# Is there a spontaneous $U(1)$ symmetry breaking in atomic BECs?

In the theory of Bose-Einstein condensation, one way to define the order parameter is by using the concept of spontaneous symmetry breaking. One says that, below the critical temperature, the condensate aquires a well-defined phase by spontaneously breaking a U(1) symmetry. This is analogous to the technique used to define the classical electric field, $E_{\text{class}}(r,t) = \langle\hat{E}(r,t)\rangle$, where $\langle\hat{E}(r,t)\rangle$ is the quantum mechanical electric field operator in terms of the standard creation and annihilation operators. So, in a similar fashion, we say that $$\Psi(r,t) = \langle\hat{\Psi}(r,t)\rangle$$ where $\hat{\Psi}(r,t)$ is the Bose field operator.
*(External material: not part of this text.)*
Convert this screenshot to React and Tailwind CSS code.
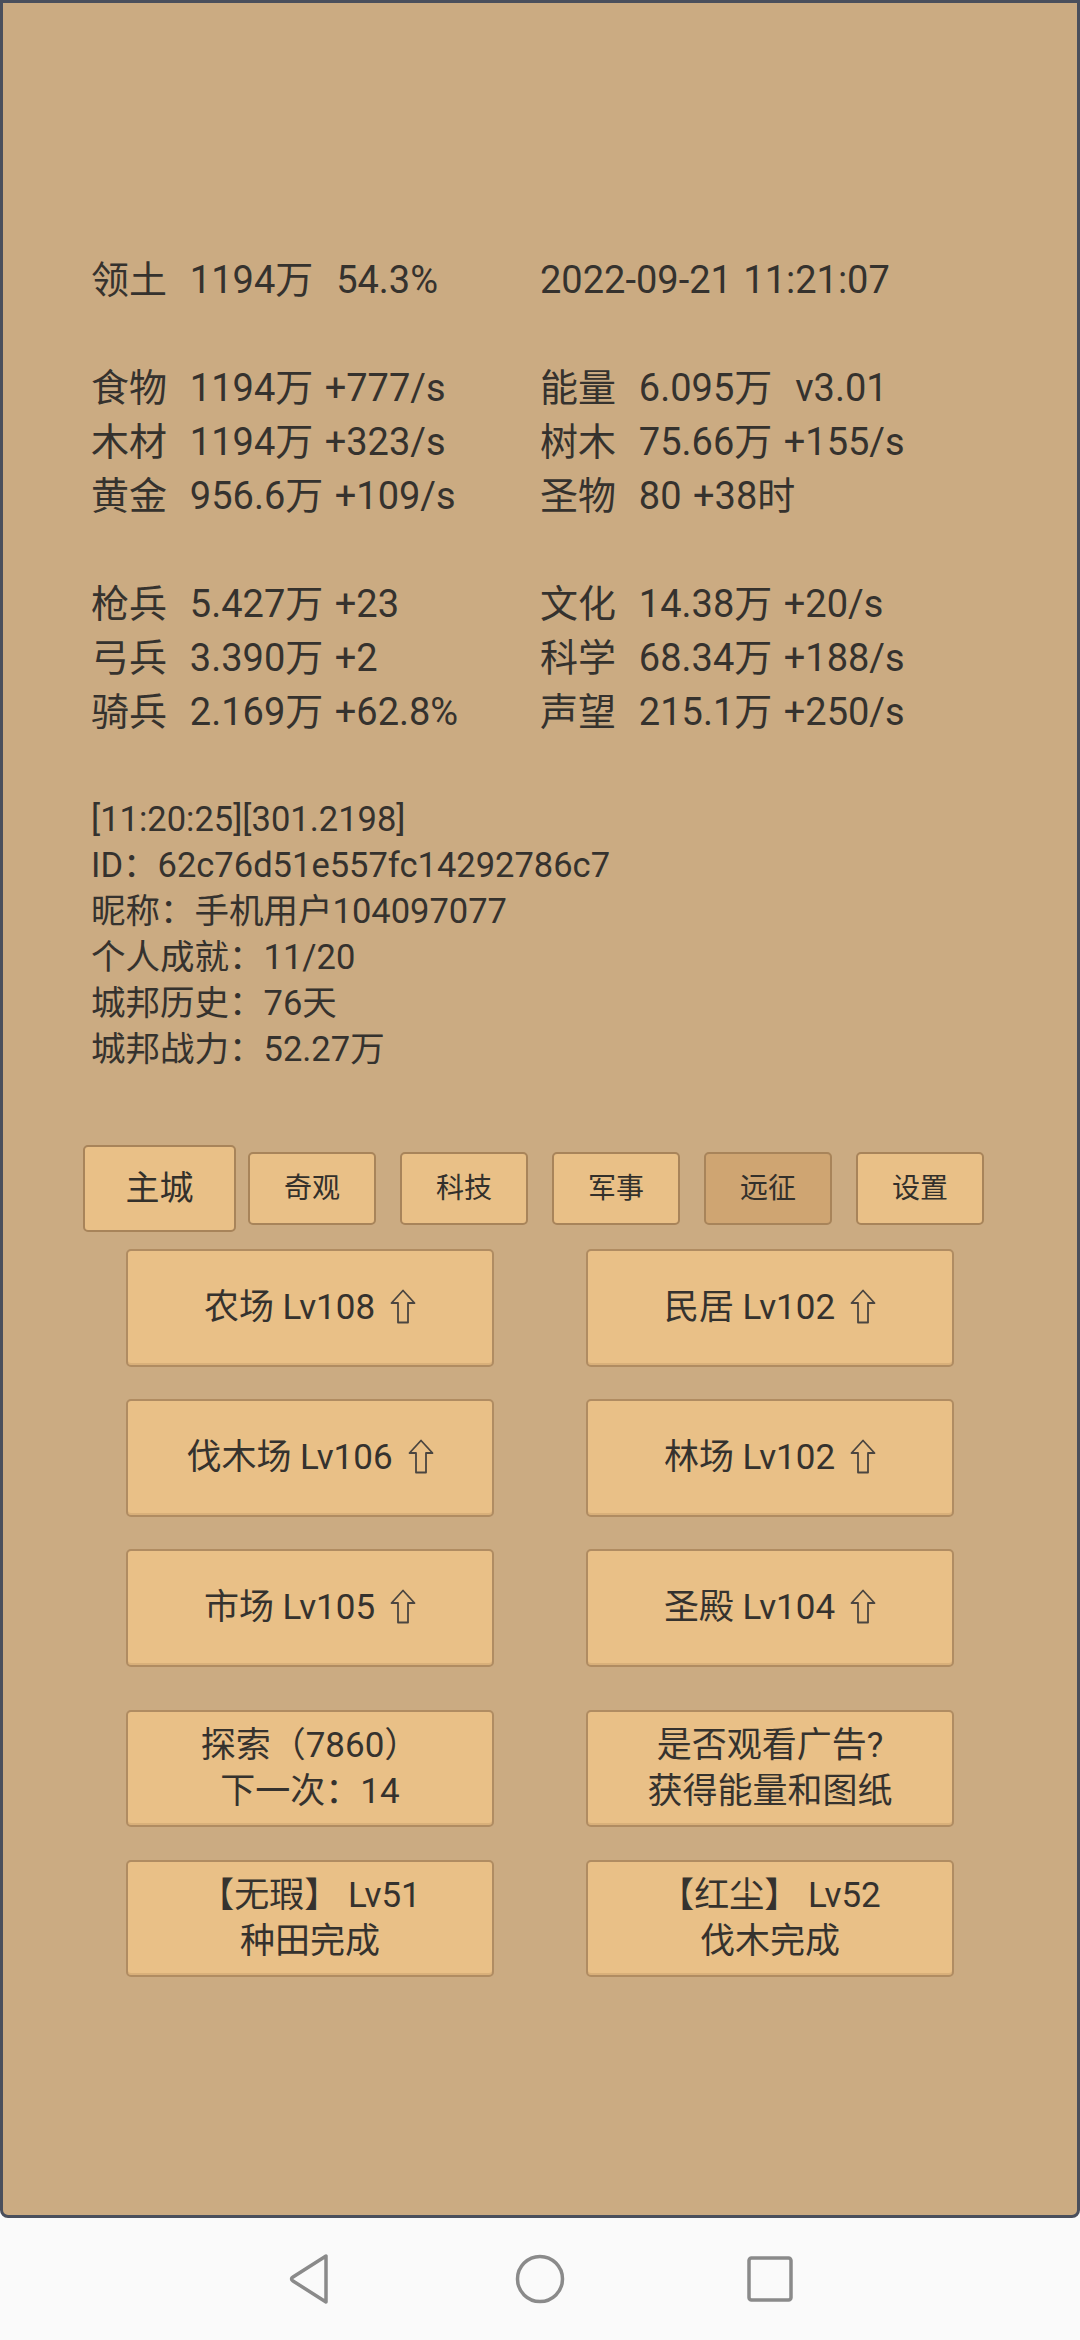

I see two problems with this approach however. One is that while superposition of states corresponding to different photon numers can exist in nature, the same cannot be said about atoms however, as one cannot create or destroy them!

The second point is more technical, and presented in these notes, on page 87.

if $\langle\hat{\psi}\rangle(t=0)\neq 0$ the state of the system necessarily involves a coherent superposition of states with different total number of particles; such a state cannot be stationary (as states with different number of particles have also different energies) and it experiences a phase collapse $\langle\hat{\psi}\rangle(t)\rightarrow 0$ making the description of the evolution of the system more involved.

So, my question is, is it correct to think of BEC as a $U(1)$ symmetry breaking transition? In particular, is this the only way of explaing things like the zero sound mode (a Goldstone mode due to this symmetry breaking). Or can one avoid this concept altogether?

• (1/2) I'm not sure the second point is necessarily true. If one has a BEC in thermal equilibrium with a thermal reservoir, so that atoms can freely leave the condensate and re-enter, then the number really should be able to fluctuate without any energy cost, don't you think? Apr 5 '16 at 23:38
• (2/2) However, Leggett has made essentially the same critisisms of the SSB paradigm as applied to superfluids, and if you are interested in this subject I strongly recommend that you pick up a copy of his book Quantum Liquids and take a look at section 2.2 (it looks like you can see the relevant part in Google Books). Apr 5 '16 at 23:42
• Thanks! Indeed, it seems Leggett argues that the total number of atoms in the system + rezervoir must still be conserved in that case. Anyway, this book is from 2006, and I was wondering if the dispute has been settled meanwhile. Apr 6 '16 at 8:57

## 1 Answer

One can avoid the concept of symmetry breaking in this context, to avoid "non-conservation of the particle number".

People have devised way to do that, see for example http://arxiv.org/pdf/cond-mat/0105058v1.pdf. However, all these approaches gives the same results than standard Bogoliubov-like methods in the thermodynamic limit. This is not too surprising, given that in the thermodynamic limit, the fluctuations of the total number of particles vanishes (much in the same way that the equivalence of ensemble insure that canonical and grand-canonical ensembles give the same results). These approaches only make things more complicated for the fun of it (or consistency, depending on your community...).

• I'm no expert, but I think some of the cold atom experiments are not in the thermodynamic limit. Apr 6 '16 at 17:32
• Let's say that 10^5 atoms is far from the few-body limit, and that the precision of the experiment is not good enough to see 1/N corrections... No experiment is ever in the thermodynamic limit, yet we clearly observe second order phase transition...
– Adam
Apr 6 '16 at 21:10
• @Adam Would you please describe quickly the other method you mention ? Especially because the article you refer to is more than 100 pages long ... Thank you in advance. Feb 2 '17 at 18:12
• @FraSchelle: If I remember correctly, one does not use the standard creation operators as Bogoliubov, but instead quadratic operators $a_0 a^\dagger$ (which thus conserve the density). You then assume that the state $0$ is the most populated, go on with that, and have all factors needed to conserve the density. At the end of the day, you use the fact that $N\gg 1$, and you recover the standard Bogoliubov results...
– Adam
Feb 2 '17 at 21:16